The next day Mikolajczyk paid his farewell call upon the President, the talk based on a memorandum drawn up on the evening of 13 June. President Roosevelt told his guest that ‘he would approve the Polish Premier’s journey to Moscow and his direct talks with Stalin’: he adjured Mikolajczyk to come to terms with the Russians—‘there are five or six times more Russians than Poles’—but pointed out that the concessions would involve ‘prestige’ rather than territory. In this ‘political year’ the President could not ‘take an initiative and actively assist the Polish government’, though he wished Mikolajczyk to leave America ‘with a full conviction that he, Roosevelt, was willing to be helpful’, indeed anxious ‘to be a moderator’, to which end he would prepare a telegram for Stalin. Whatever Mikolajczyk’s feelings at this, a report from Ambassador Ciechanowski made sombre reading: President Roosevelt’s ‘pre-election promises’ would never be put into effect; interest in ‘the Polish case’ would not last ‘any longer than five or six weeks’, by which time the Red Army would have struck deep into Poland. The next six weeks were crucial and were all that remained to Poland—without any settlement (either a Soviet–Polish agreement or some incorporation of Poland into a system of European security) then the Polish cause would suffer grave damage, even to the loss of independence: ‘whatever we can secure in the next six weeks will be all that we should expect’.
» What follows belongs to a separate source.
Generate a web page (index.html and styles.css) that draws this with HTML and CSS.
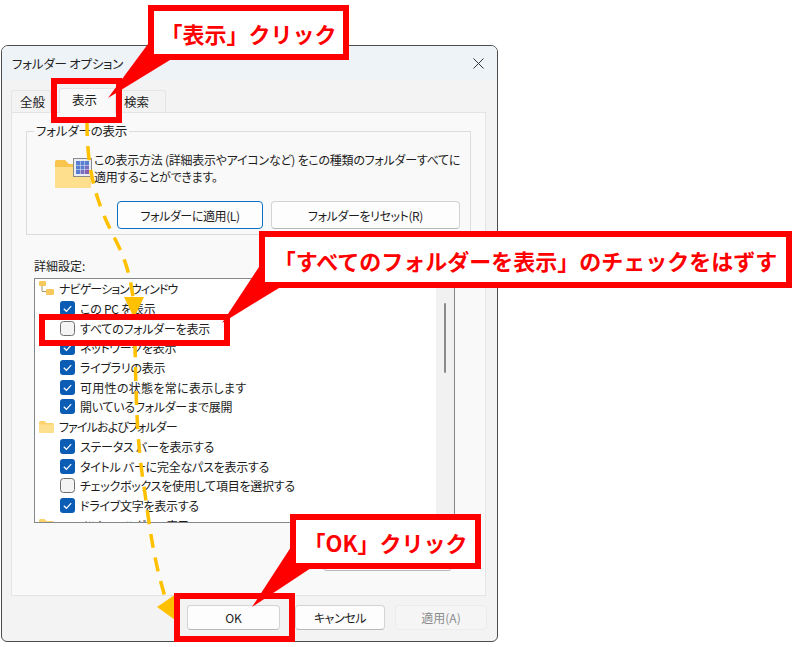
FILE: index.html
```html
<!DOCTYPE html>
<html lang="ja">
<head>
<meta charset="utf-8">
<title>フォルダー オプション</title>
<link rel="stylesheet" href="styles.css">
</head>
<body>
<svg class="defs" width="0" height="0" aria-hidden="true">
  <defs>
    <symbol id="on" viewBox="0 0 15 15"><rect x="0" y="0" width="15" height="15" rx="3" fill="#0b5cb5"/><path d="M3.8 7.8l2.6 2.5 4.8-5.2" fill="none" stroke="#fff" stroke-width="1.2"/></symbol>
    <symbol id="off" viewBox="0 0 15 15"><rect x=".5" y=".5" width="14" height="14" rx="3" fill="#f4f4f4" stroke="#6e6e6e"/></symbol>
    <symbol id="fold" viewBox="0 0 15 12"><path d="M0 1.5Q0 0 1.5 0h4L7.500 2H13.500Q15 2 15 3.500V10.500Q15 12 13.500 12H1.500Q0 12 0 10.500Z" fill="#fbd36a"/><path d="M0 3.500H15V10.500Q15 12 13.500 12H1.500Q0 12 0 10.500Z" fill="#fde08e"/></symbol>
    <symbol id="tree" viewBox="0 0 15 15"><path d="M3 4V10.500H8" fill="none" stroke="#a99566"/><rect x="0" y="0" width="7" height="5" rx="1" fill="#f6c95c"/><rect x="7" y="8" width="8" height="6" rx="1" fill="#f6c95c"/></symbol>
  </defs>
</svg>
<main class="window">
  <header class="titlebar">
    <span class="title">フォルダー オプション</span>
    <svg class="close" width="11" height="11" viewBox="0 0 11 11"><path d="M.5.5l10 10M10.500.5l-10 10" stroke="#333" fill="none"/></svg>
  </header>
  <nav class="tabs">
    <span class="tab">全般</span>
    <span class="tab selected">表示</span>
    <span class="tab">検索</span>
  </nav>
  <section class="panel">
    <fieldset class="group">
      <legend>フォルダーの表示</legend>
      <div class="views">
        <svg class="bigicon" width="37" height="30" viewBox="0 0 37 30">
          <path d="M0 4Q0 2 2 2H10L14 6H34Q36 6 36 8V28Q36 30 34 30H2Q0 30 0 28Z" fill="#f8c64f"/>
          <path d="M0 9H36V28Q36 30 34 30H2Q0 30 0 28Z" fill="#fddf8e"/>
          <rect x="18.500" y=".5" width="18" height="18" fill="#e9eef5" stroke="#8a8a8a"/>
          <g fill="#5a7fd0"><rect x="21" y="3" width="4" height="4"/><rect x="25.500" y="3" width="4" height="4"/><rect x="30" y="3" width="4" height="4"/><rect x="21" y="7.500" width="4" height="4"/><rect x="25.500" y="7.500" width="4" height="4"/><rect x="30" y="7.500" width="4" height="4" fill="#7a6fc0"/><rect x="21" y="12" width="4" height="4"/><rect x="25.500" y="12" width="4" height="4" fill="#7a6fc0"/><rect x="30" y="12" width="4" height="4" fill="#8a5fb0"/></g>
        </svg>
        <p class="desc">この表示方法 (詳細表示やアイコンなど) をこの種類のフォルダーすべてに<br>適用することができます。</p>
      </div>
      <div class="viewbtns">
        <button class="btn apply-folder">フォルダーに適用(L)</button>
        <button class="btn reset-folder">フォルダーをリセット(R)</button>
      </div>
    </fieldset>
    <div class="adv-label">詳細設定:</div>
    <div class="list">
      <ul class="rows">
        <li class="row head"><svg class="ico"><use href="#tree"/></svg>ナビゲーション ウィンドウ</li>
        <li class="row"><svg class="cb"><use href="#on"/></svg>この PC を表示</li>
        <li class="row"><svg class="cb"><use href="#off"/></svg>すべてのフォルダーを表示</li>
        <li class="row"><svg class="cb"><use href="#on"/></svg>ネットワークを表示</li>
        <li class="row"><svg class="cb"><use href="#on"/></svg>ライブラリの表示</li>
        <li class="row wide"><svg class="cb"><use href="#on"/></svg>可用性の状態を常に表示します</li>
        <li class="row"><svg class="cb"><use href="#on"/></svg>開いているフォルダーまで展開</li>
        <li class="row head"><svg class="ico folder"><use href="#fold"/></svg>ファイルおよびフォルダー</li>
        <li class="row"><svg class="cb"><use href="#on"/></svg>ステータス バーを表示する</li>
        <li class="row"><svg class="cb"><use href="#on"/></svg>タイトル バーに完全なパスを表示する</li>
        <li class="row"><svg class="cb"><use href="#off"/></svg>チェックボックスを使用して項目を選択する</li>
        <li class="row"><svg class="cb"><use href="#on"/></svg>ドライブ文字を表示する</li>
        <li class="row head"><svg class="ico folder"><use href="#fold"/></svg>ファイルとフォルダーの表示</li>
      </ul>
      <div class="scroll"><span class="thumb"></span></div>
    </div>
    <div class="defaults"><button class="btn restore" aria-label="既定値に戻す"></button></div>
  </section>
  <footer class="footer">
    <button class="btn action ok">OK</button>
    <button class="btn action cancel">キャンセル</button>
    <button class="btn action disabled">適用(A)</button>
  </footer>
</main>

<svg class="overlay" width="796" height="647" viewBox="0 0 796 647" aria-hidden="true">
  <g class="dash">
    <path d="M87 122C87 160 92 185 103 213S128 255 133 298"/>
    <path d="M135 343C136 400 137 440 143 480S152 555 166 600"/>
  </g>
  <g fill="#ffc000">
    <polygon points="124,297 144,297 134,318"/>
    <polygon points="157,607 176,594 178,622"/>
  </g>
  <g fill="#ff0000">
    <polygon points="148,44 108,98 170,60"/>
    <polygon points="259,267 222,323 279,288"/>
    <polygon points="291,547 252,607 311,568"/>
  </g>
</svg>
<div class="frame frame-tab"></div>
<div class="frame frame-row"></div>
<div class="frame frame-ok"></div>
<div class="callout call-tab">「表示」クリック</div>
<div class="callout call-row">「すべてのフォルダーを表示」のチェックをはずす</div>
<div class="callout call-ok">「OK」クリック</div>
</body>
</html>
```

FILE: styles.css
```css
* { box-sizing: border-box; }
html, body { margin: 0; padding: 0; background: #fff; }
body {
  width: 796px; height: 647px; position: relative; overflow: hidden;
  font-family: "Noto Sans CJK JP", "Noto Sans", sans-serif;
  font-size: 12px; color: #1c1c1c; font-feature-settings: "palt";
  padding: 45px 0 0 1px;
}
.defs { position: absolute; }
.window {
  width: 497px; height: 597px; display: flex; flex-direction: column;
  background: #f3f3f3; border: 1px solid #4c4c4c; border-radius: 7px 7px 6px 6px; overflow: hidden;
}
.titlebar {
  height: 34px; flex: none; display: flex; align-items: center; justify-content: space-between;
  padding: 0 13px 0 10px; background: #eef3f8;
}
.title { font-size: 12.5px; color: #222; letter-spacing: -.2px; }
.tabs { display: flex; height: 32px; flex: none; padding: 10px 0 0 9px; align-items: flex-end; }
.tab {
  height: 22px; padding: 0 0 0 8px; line-height: 21px; background: #f3f3f3; font-size: 12.5px; white-space: nowrap;
  border: 1px solid #e4e4e4; border-bottom: 0; border-radius: 3px 3px 0 0; margin-right: 8px; width: 40px;
}
.tab:last-child { width: 51px; margin: 0 0 0 -3px; padding-left: 8px; }
.tab.selected { width: 57px; height: 25px; background: #f9f9f9; margin: 0 2px 0 0; padding: 0 0 0 12px; position: relative; top: 1px; line-height: 22px; }
.panel {
  width: 475px; height: 484px; margin-left: 9px; flex: none; background: #f9f9f9;
  border: 1px solid #e4e4e4; padding: 11px 14px 0 14px;
}
.group {
  margin: 0; width: 445px; height: 111px; padding: 0; border: 1px solid #dcdcdc; min-width: 0;
  display: flex; flex-direction: column;
}
.group legend { padding: 0 2px; margin-left: 7px; font-size: 12.5px; line-height: 14px; color: #222; letter-spacing: -.2px; }
.views { display: flex; height: 58px; padding: 14px 0 0 28px; }
.bigicon { flex: none; margin-top: 6px; }
.desc { margin: 0 0 0 2px; font-size: 12px; line-height: 16.5px; white-space: nowrap; letter-spacing: -.25px; }
.viewbtns { display: flex; gap: 8px; padding: 0 0 0 90px; margin-top: 5px; }
.btn {
  font: inherit; font-feature-settings: "palt"; color: #1c1c1c; background: #fdfdfd; height: 28px; padding: 0;
  border: 1px solid #d3d3d3; border-bottom-color: #b8b8b8; border-radius: 4px; letter-spacing: -.4px;
}
.apply-folder { width: 146px; border: 1.5px solid #0b6fc4; }
.reset-folder { width: 189px; }
.adv-label { margin: 24px 0 0 8px; line-height: 14px; font-size: 12px; }
.list {
  width: 421px; height: 245px; margin: 5px 0 0 8px; background: #fff; border: 1px solid #83888d;
  display: flex; overflow: hidden;
}
.rows { list-style: none; margin: 0; padding: 0; flex: 1; min-width: 0; }
.row { height: 19.7px; display: flex; align-items: center; padding-left: 25px; white-space: nowrap; font-size: 12px; letter-spacing: -.25px; }
.row.wide { letter-spacing: .3px; }
.row.head { padding-left: 4px; letter-spacing: -.9px; }
.cb { width: 15px; height: 15px; margin-right: 5px; flex: none; }
.ico { width: 15px; height: 15px; margin-right: 5px; flex: none; }
.ico.folder { height: 12px; }
.scroll { width: 18px; flex: none; background: #f1f1f1; display: flex; justify-content: center; padding-top: 24px; }
.thumb { width: 2px; height: 70px; background: #8a8a8a; border-radius: 1px; }
.defaults { display: flex; justify-content: flex-end; padding: 22px 19px 0 0; }
.restore { width: 129px; height: 26px; }
.footer { display: flex; padding: 9px 9px 0 185px; gap: 15px; height: 45px; }
.action { width: 93px; height: 25px; letter-spacing: 0; }
.action.cancel { width: 90px; letter-spacing: -.4px; }
.action.disabled { margin-left: -5px; width: 92px; color: #8c8c8c; background: #f5f5f5; border-color: #ececec; }
.overlay { position: absolute; left: 0; top: 0; }
.dash path { fill: none; stroke: #ffc000; stroke-width: 3.5; stroke-dasharray: 14 10; }
.frame { position: absolute; border: 6px solid #f00; }
.frame-tab { left: 51px; top: 78px; width: 71px; height: 45px; }
.frame-row { left: 39px; top: 314px; width: 191px; height: 32px; }
.frame-ok { left: 174px; top: 593px; width: 121px; height: 49px; }
.callout {
  position: absolute; background: #fff; border: 6px solid #f00; color: #f00;
  font-weight: 700; font-size: 22px; line-height: 1; display: flex; align-items: center; justify-content: center;
  white-space: nowrap; font-feature-settings: normal;
}
.call-tab { left: 148px; top: 5px; width: 201px; height: 55px; }
.call-row { left: 259px; top: 231px; width: 533px; height: 57px; }
.call-ok { left: 290px; top: 514px; width: 191px; height: 55px; }
```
While Mikolajczyk tried to work a miracle cure in Washington, General Tabor struggled to win more support for the
Armija Krajowa;
at a plenary meeting of the Combined Chiefs of Staff on 12 June the general presented a full report on the strength of the
AK—
approximately 250,000 men (6,500 platoons) of which only twelve per cent, or 32,000 men, were armed—and while putting the obvious arguments for greater arms deliveries, also stressed the advantages to be derived from synchronizing Polish underground operations with those of the ‘general war effort of the Allies’. If the Allied air forces carried out 1,300 flights to Poland, delivering arms and equipment, then the requirements of the
Armija Krajowa
would be fully met and the Polish striking force made fully effective. On being asked by General Macready (head of the British Military Mission) whether a general rising in Poland would take place ‘in co-operation with Russia’, General
Tabor’s reply caused a stir: ‘It is our aim’, he replied at once, ‘to defeat the Germans in co-operation with the first Ally who comes near enough Polish territory’. How consonant this was with the Polish C-in-C’s instructions issued in London did not seem clear. The next day (13 June) General Tabor went over some of the same ground at a meeting of the Planning Staff (Office of Strategic Services): for three years the equipping of the
AK
had lagged; at present plans were organized on a monthly basis but they could only be fulfilled if there was general co-ordination with Allied action and if the
AK
received a minimum quantity of arms and equipment. In April 1944 Operation
JULA
, a test of diversionist activity in southern Poland, had been successfully carried out at the British request. At the moment arms were flown in from the Italian bases, but General Tabor submitted that use of the ‘northern bases’—British bases—was now imperative. Two days after the meeting with the Combined Chiefs of Staff (ccs) a Polish journalist (Mr Besterman) supplied the Polish Ambassador with information, apparently from a Pentagon source, that the
CCS
supported the proposal for more arms for the
AK
but that the reply received from the Soviet authorities—consulted in order to implement a common policy—was ‘negative’, to the effect that Poland was an ‘operations area under Soviet responsibility’: only the Soviet command could supply arms to the Polish underground. On 19 June Colonel Mitkiewicz and Brigadier Donovan (head of the American Office of Strategic Services-
OSS
) discussed arms deliveries, and Donovan suggested using American air bases, which would give the Poles a useful political lever, but Colonel Mitkiewicz returned to the point that the question was basically ‘political’ in view of that state of Soviet–Polish relations.